Israel says Hamas suicide bomber attacked Jerusalem bus
Jerusalem: Israeli police said Thursday a Hamas militant carried out a "suicide" bus bombing in Jerusalem that wounded 20 people, in the first such attack since a wave of violence erupted in October.
The attacker, a 19-year-old from Beit Jala near Bethlehem in the occupied West Bank, died from his wounds on Wednesday, two days after the bombing.
Hamas had previously said he was a member of the militant group and that he had carried out the attack, while his mother told AFP he had idolised an assassinated bombmaker from the Islamist movement.
Israeli police lifted a gag order on elements of the case on Thursday, confirming Abdel Hamid Abu Sorur as the assailant and specifically calling it a "suicide attack".

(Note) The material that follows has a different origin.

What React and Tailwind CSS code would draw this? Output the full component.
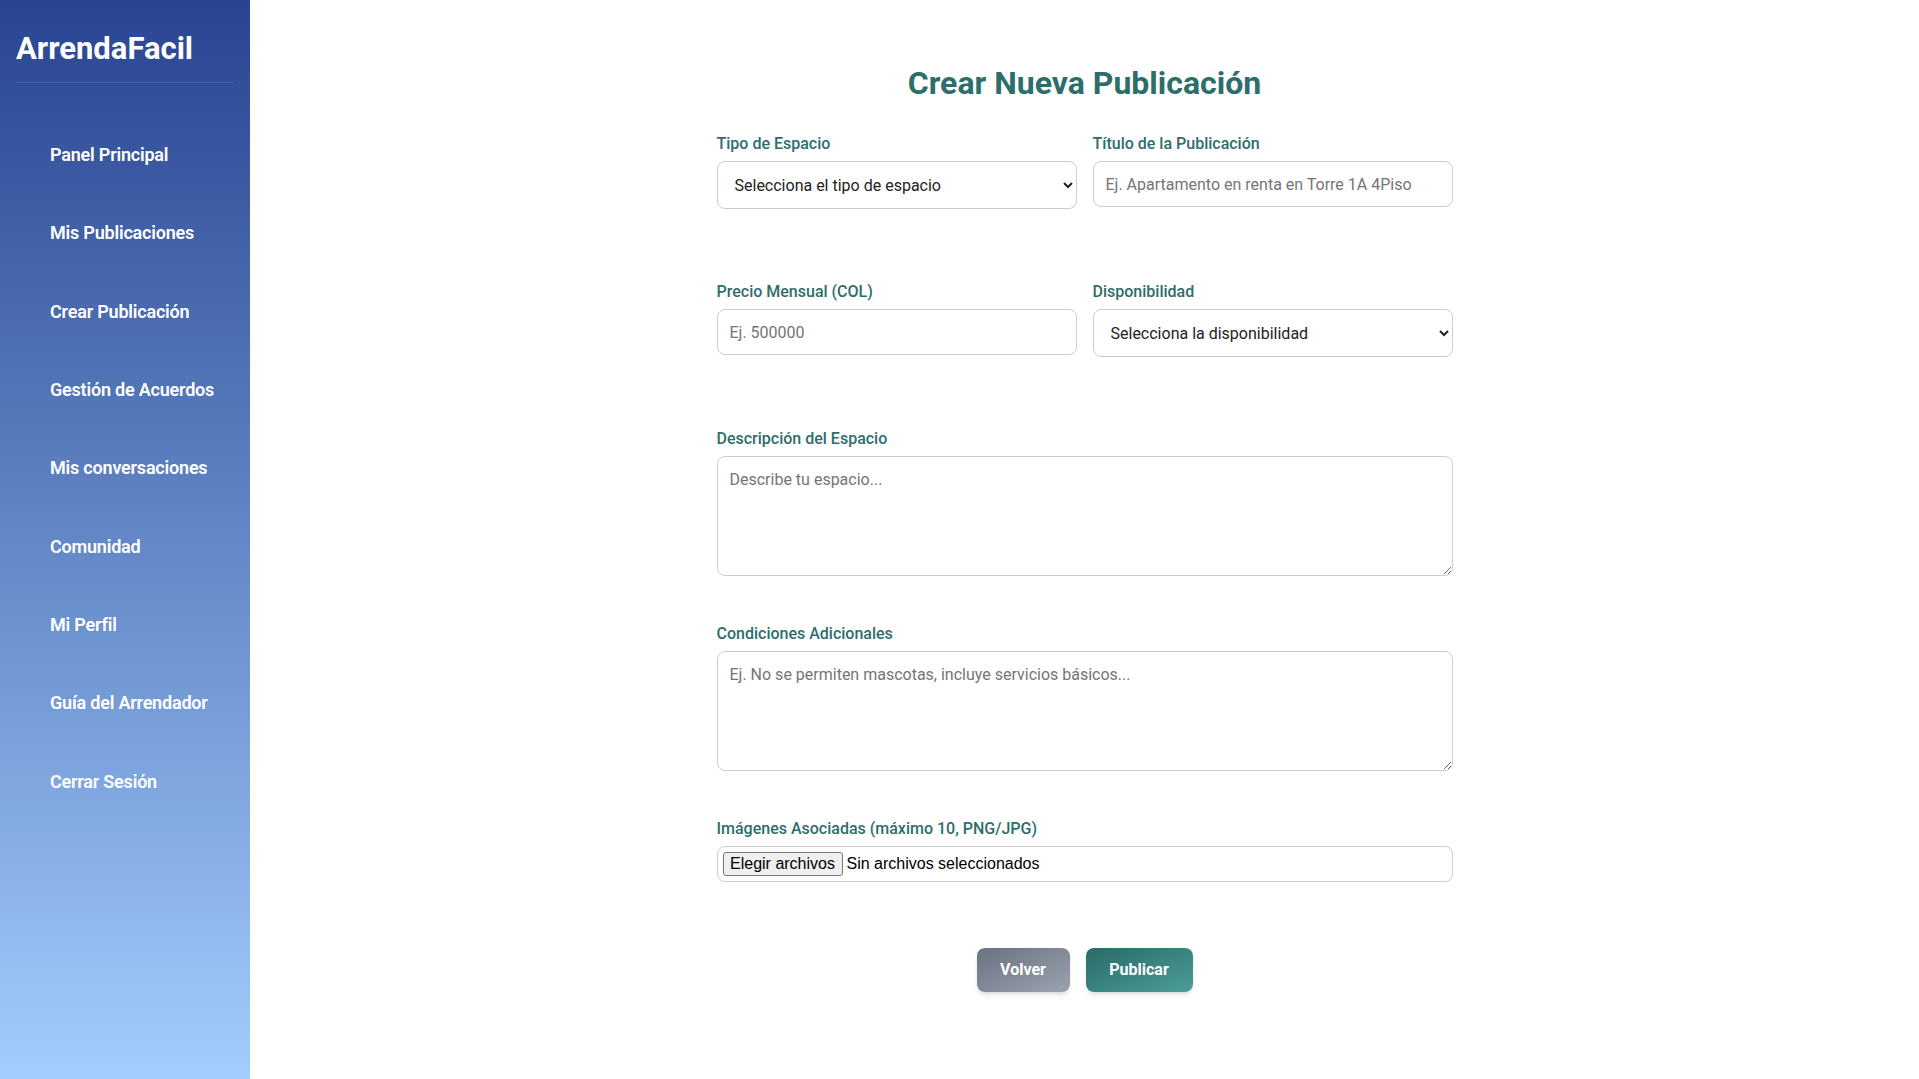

The police also said they made several arrests of Hamas militants suspected of helping to plan the bombing.
Monday's bus attack is the first suicide bombing in a nearly seven-month wave of violence.
Most of the attacks have been stabbings, while car-rammings and shootings have also occurred.
While Hamas praised his actions and hailed him as a martyr, the Islamist movement that runs the Gaza Strip did not formally claim the attack.
It said his death "will continue to fuel the uprising".
Hamas officials in Gaza declined to comment on Thursday, only welcoming the attack.
His mother, Azhar Abu Sorur, told AFP in an interview that she did not know he was a Hamas member.
On Monday before the bombing, she said "he was normal and we ate lunch together and he was laughing. Then he told me he was going out to buy something and will come back."
"Everyone was with the resistance and supporting the resistance," she said. "But for him, his role model was Yahya Ayash."
She said her son used an image of Ayash, the Hamas bombmaker known as "The Engineer" who was assassinated by Israeli agents in 1996, as his social media profile picture.
"I would have chosen a different path of resistance than my son's path, but this is what happened and I respect that," she said.
"He is free and this is what he wanted."
- Concerns ahead of Passover -
The family said Israeli authorities had ordered his father to take a DNA test.
The Hamas-affiliated Palestinian Information Center website cited the father as saying he had been asked to identify his son's badly burned body.
The bomb on Monday exploded aboard a bus in a relatively isolated area of Jerusalem, sparking a fire that spread to another empty bus and a car.
It occurred with tensions high following the wave of knife, gun or car-ramming attacks that has left 201 Palestinians and 28 Israelis dead since last October.
The level of violence had decreased in the weeks before the bombing, though there have been concerns the Jewish Passover holiday beginning Friday evening could lead to a new surge.
Israeli authorities say they are increasing security for the eight-day holiday.
Bus bombings were common during the second Palestinian intifada, or uprising, in the early 2000s, but Monday's attack was the first bomb targeting a bus in Jerusalem since 2011, when a British tourist was killed.
In Tel Aviv, a bomb exploded on an empty bus in 2013 in what Israeli authorities called a "terrorist" attack.
Many analysts say Palestinian frustration with Israeli occupation and settlement building in the West Bank, the complete lack of progress in peace efforts and their own fractured leadership have fed the recent unrest.
Israel blames incitement by Palestinian leaders and media as a main cause of the violence.